Go through the entries below and copy each line containing the word "this".

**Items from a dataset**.
[BEGIN]

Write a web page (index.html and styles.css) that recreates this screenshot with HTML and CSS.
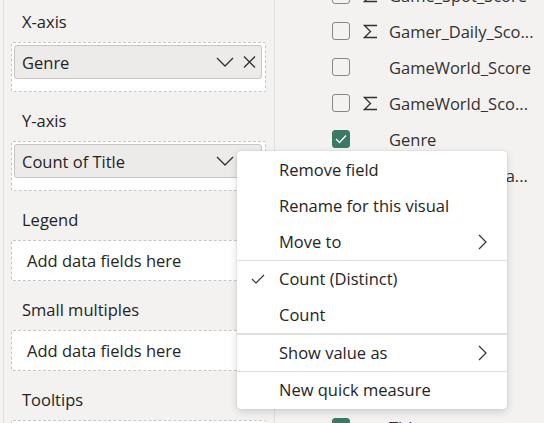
FILE: index.html
```html
<!DOCTYPE html>
<html lang="en">
<head>
<meta charset="utf-8">
<title>Visual fields</title>
<link rel="stylesheet" href="styles.css">
</head>
<body>
<div class="app">
  <div class="fields">
    <section class="well">
      <div class="well-label">X-axis</div>
      <div class="drop drop-filled">
        <div class="pill">
          <span class="pill-name">Genre</span>
          <span class="pill-icons">
            <svg class="chev-down" width="18" height="10" viewBox="0 0 18 10"><path d="M1 1L9 9L17 1" fill="none" stroke="#323130" stroke-width="1.3"/></svg>
            <svg class="close" width="13" height="12" viewBox="0 0 13 12"><path d="M1 0.5L12 11.5M12 0.5L1 11.5" fill="none" stroke="#323130" stroke-width="1.3"/></svg>
          </span>
        </div>
      </div>
    </section>
    <section class="well">
      <div class="well-label">Y-axis</div>
      <div class="drop drop-filled">
        <div class="pill">
          <span class="pill-name">Count of Title</span>
          <span class="pill-icons">
            <svg class="chev-down" width="18" height="10" viewBox="0 0 18 10"><path d="M1 1L9 9L17 1" fill="none" stroke="#323130" stroke-width="1.3"/></svg>
            <svg class="close" width="13" height="12" viewBox="0 0 13 12"><path d="M1 0.5L12 11.5M12 0.5L1 11.5" fill="none" stroke="#323130" stroke-width="1.3"/></svg>
          </span>
        </div>
      </div>
    </section>
    <section class="well">
      <div class="well-label">Legend</div>
      <div class="drop drop-empty">Add data fields here</div>
    </section>
    <section class="well">
      <div class="well-label">Small multiples</div>
      <div class="drop drop-empty">Add data fields here</div>
    </section>
    <section class="well">
      <div class="well-label">Tooltips</div>
      <div class="drop drop-empty">Add data fields here</div>
    </section>
  </div>

  <div class="data">
    <ul class="field-list">
      <li class="field"><span class="cb"></span><span class="slot"><svg width="15" height="15" viewBox="0 0 15 15"><path d="M14 1.5H1.5L7.5 7.5L1.5 13.5H14" fill="none" stroke="#323130" stroke-width="1.3"/></svg></span><span class="fname">Game_Spot_Score</span></li>
      <li class="field"><span class="cb"></span><span class="slot"><svg width="15" height="15" viewBox="0 0 15 15"><path d="M14 1.5H1.5L7.5 7.5L1.5 13.5H14" fill="none" stroke="#323130" stroke-width="1.3"/></svg></span><span class="fname">Gamer_Daily_Sco...</span></li>
      <li class="field"><span class="cb"></span><span class="slot"></span><span class="fname">GameWorld_Score</span></li>
      <li class="field"><span class="cb"></span><span class="slot"><svg width="15" height="15" viewBox="0 0 15 15"><path d="M14 1.5H1.5L7.5 7.5L1.5 13.5H14" fill="none" stroke="#323130" stroke-width="1.3"/></svg></span><span class="fname">GameWorld_Sco...</span></li>
      <li class="field"><span class="cb cb-on"><svg width="12" height="10" viewBox="0 0 12 10"><path d="M1 5L4.5 8.5L11 1.5" fill="none" stroke="#fff" stroke-width="1.4"/></svg></span><span class="slot"></span><span class="fname">Genre</span></li>
      <li class="field"><span class="cb"></span><span class="slot"><svg width="15" height="15" viewBox="0 0 15 15"><path d="M14 1.5H1.5L7.5 7.5L1.5 13.5H14" fill="none" stroke="#323130" stroke-width="1.3"/></svg></span><span class="fname">Global_Score_Va...</span></li>
      <li class="field"><span class="cb"></span><span class="slot"></span><span class="fname">Platform</span></li>
      <li class="field"><span class="cb"></span><span class="slot"></span><span class="fname">Publisher</span></li>
      <li class="field"><span class="cb"></span><span class="slot"></span><span class="fname">Rating</span></li>
      <li class="field"><span class="cb"></span><span class="slot"></span><span class="fname">Region</span></li>
      <li class="field"><span class="cb"></span><span class="slot"></span><span class="fname">Release</span></li>
      <li class="field"><span class="cb"></span><span class="slot"></span><span class="fname">Studio</span></li>
      <li class="field"><span class="cb cb-on"><svg width="12" height="10" viewBox="0 0 12 10"><path d="M1 5L4.5 8.5L11 1.5" fill="none" stroke="#fff" stroke-width="1.4"/></svg></span><span class="slot"></span><span class="fname">Title</span></li>
    </ul>
  </div>
</div>

<div class="menu" role="menu">
  <div class="menu-group">
    <div class="menu-item"><span class="mi-check"></span><span class="mi-text">Remove field</span></div>
    <div class="menu-item"><span class="mi-check"></span><span class="mi-text">Rename for this visual</span></div>
    <div class="menu-item"><span class="mi-check"></span><span class="mi-text">Move to</span><svg class="mi-sub" width="9" height="16" viewBox="0 0 9 16"><path d="M1 1L8 8L1 15" fill="none" stroke="#323130" stroke-width="1.2"/></svg></div>
  </div>
  <div class="menu-group">
    <div class="menu-item"><span class="mi-check"><svg width="14" height="10" viewBox="0 0 14 10"><path d="M1 5L5 9L13 1" fill="none" stroke="#323130" stroke-width="1.1"/></svg></span><span class="mi-text">Count (Distinct)</span></div>
    <div class="menu-item"><span class="mi-check"></span><span class="mi-text">Count</span></div>
  </div>
  <div class="menu-group menu-group-thick">
    <div class="menu-item"><span class="mi-check"></span><span class="mi-text">Show value as</span><svg class="mi-sub" width="9" height="16" viewBox="0 0 9 16"><path d="M1 1L8 8L1 15" fill="none" stroke="#323130" stroke-width="1.2"/></svg></div>
  </div>
  <div class="menu-group">
    <div class="menu-item"><span class="mi-check"></span><span class="mi-text">New quick measure</span></div>
  </div>
</div>
</body>
</html>
```

FILE: styles.css
```css
* { box-sizing: border-box; }

html, body {
  margin: 0;
  padding: 0;
}

body {
  position: relative;
  width: 544px;
  height: 423px;
  overflow: hidden;
  background: #f3f2f1;
  font-family: "Open Sans", "Noto Sans", sans-serif;
  font-size: 16.5px;
  color: #252423;
}

.app {
  display: flex;
  height: 423px;
}

/* left: field wells */
.fields {
  width: 272px;
  margin-left: 3px;
  border-left: 1px solid #e1dfdd;
  border-right: 1px solid #e1dfdd;
  padding: 12px 8px 0 7px;
  display: flex;
  flex-direction: column;
  gap: 19px;
  flex-shrink: 0;
}

.well {
  display: flex;
  flex-direction: column;
  gap: 10px;
}

.well-label {
  height: 20px;
  line-height: 20px;
  padding-left: 11px;
  white-space: nowrap;
}

.drop {
  border: 1px dashed #c8c6c4;
  border-radius: 2px;
  background: #fff;
}

.drop-filled {
  height: 50px;
  padding: 2px 3px 0 2px;
}

.drop-empty {
  height: 41px;
  display: flex;
  align-items: center;
  padding-left: 15px;
  white-space: nowrap;
}

.pill {
  height: 34px;
  border: 1px solid #c8c6c4;
  border-radius: 3px;
  background: #edebe9;
  display: flex;
  align-items: center;
  padding: 0 5px 0 7px;
}

.pill-name {
  white-space: nowrap;
}

.pill-icons {
  margin-left: auto;
  display: flex;
  align-items: center;
  gap: 9px;
}

.pill-icons svg { display: block; }

/* right: data pane */
.data {
  flex: 1;
  overflow: hidden;
  padding-left: 57px;
}

.field-list {
  list-style: none;
  margin: -23px 0 0 0;
  padding: 0;
}

.field {
  height: 36px;
  display: flex;
  align-items: center;
  white-space: nowrap;
  color: #323130;
}

.cb {
  width: 18px;
  height: 18px;
  border: 1px solid #8a8886;
  border-radius: 3px;
  background: #fff0;
  flex-shrink: 0;
  display: flex;
  align-items: center;
  justify-content: center;
}

.cb-on {
  background: #3a7a65;
  border-color: #3a7a65;
}

.cb svg { display: block; }

.slot {
  width: 39px;
  padding-left: 13px;
  flex-shrink: 0;
  display: flex;
  align-items: center;
}

.slot svg { display: block; }

/* context menu */
.menu {
  position: absolute;
  left: 237px;
  top: 151px;
  width: 270px;
  padding: 1px 0;
  background: #fff;
  border-radius: 4px;
  box-shadow: 0 0 2px rgba(0, 0, 0, 0.14), 0 3px 8px rgba(0, 0, 0, 0.14);
}

.menu-group + .menu-group {
  border-top: 1px solid #e1dfdd;
}

.menu-group-thick {
  border-top-width: 2px !important;
}

.menu-item {
  height: 36px;
  padding-bottom: 2px;
  display: flex;
  align-items: center;
  color: #252423;
  white-space: nowrap;
}

.mi-check {
  width: 42px;
  padding-left: 14px;
  padding-top: 2px;
  display: flex;
  align-items: center;
  flex-shrink: 0;
}

.mi-check svg { display: block; }

.mi-sub {
  display: block;
  margin-left: auto;
  margin-right: 20px;
  margin-top: 2px;
}
```
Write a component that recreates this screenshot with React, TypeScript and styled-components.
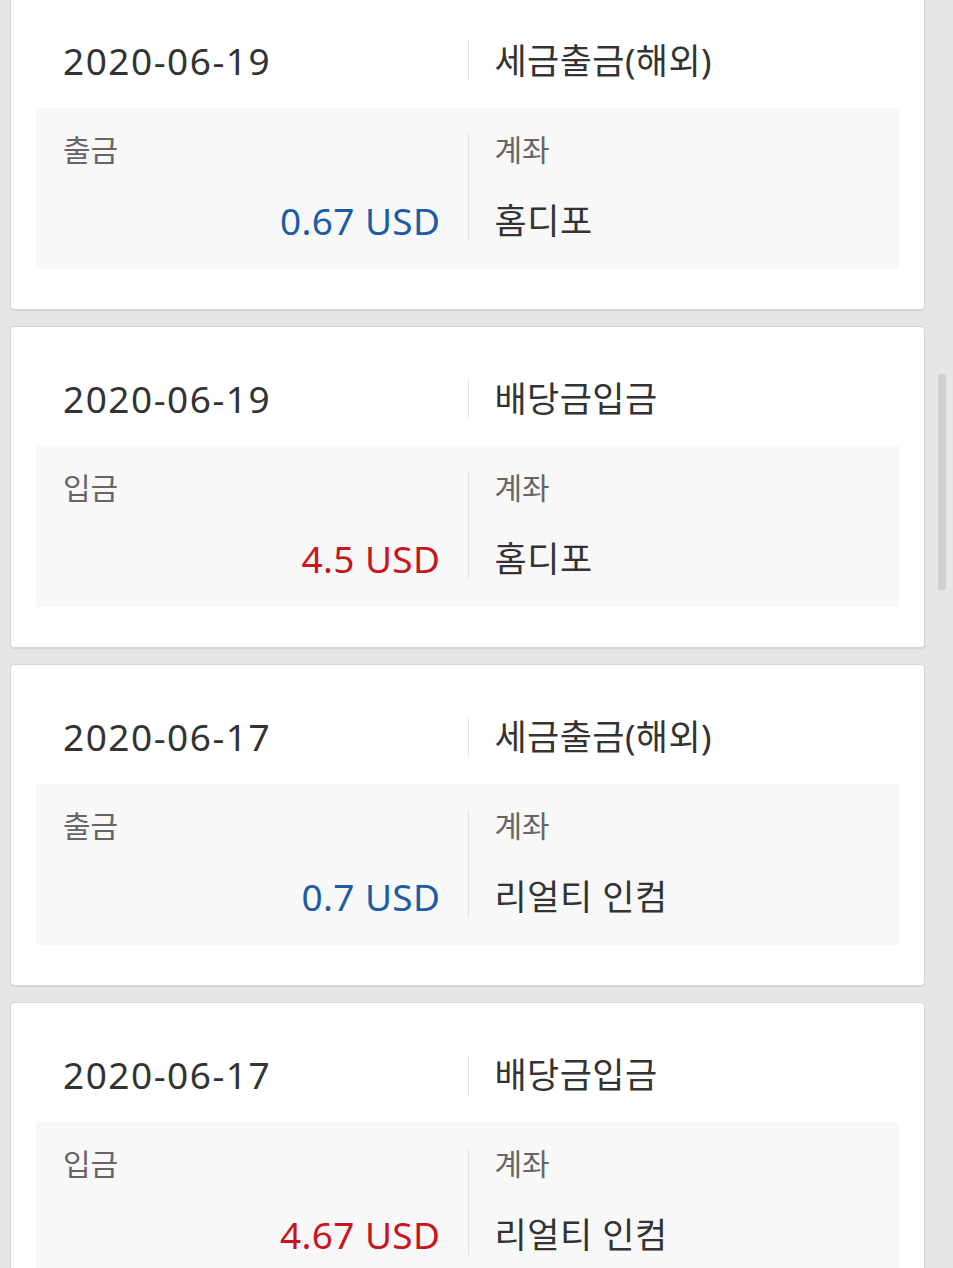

[END]

**EXERCISE RESULT**.
Write a web page (index.html and styles.css) that recreates this screenshot with HTML and CSS.
    <div class="menu-item"><span class="mi-check"></span><span class="mi-text">Rename for this visual</span></div>
Write a component that recreates this screenshot with React, TypeScript and styled-components.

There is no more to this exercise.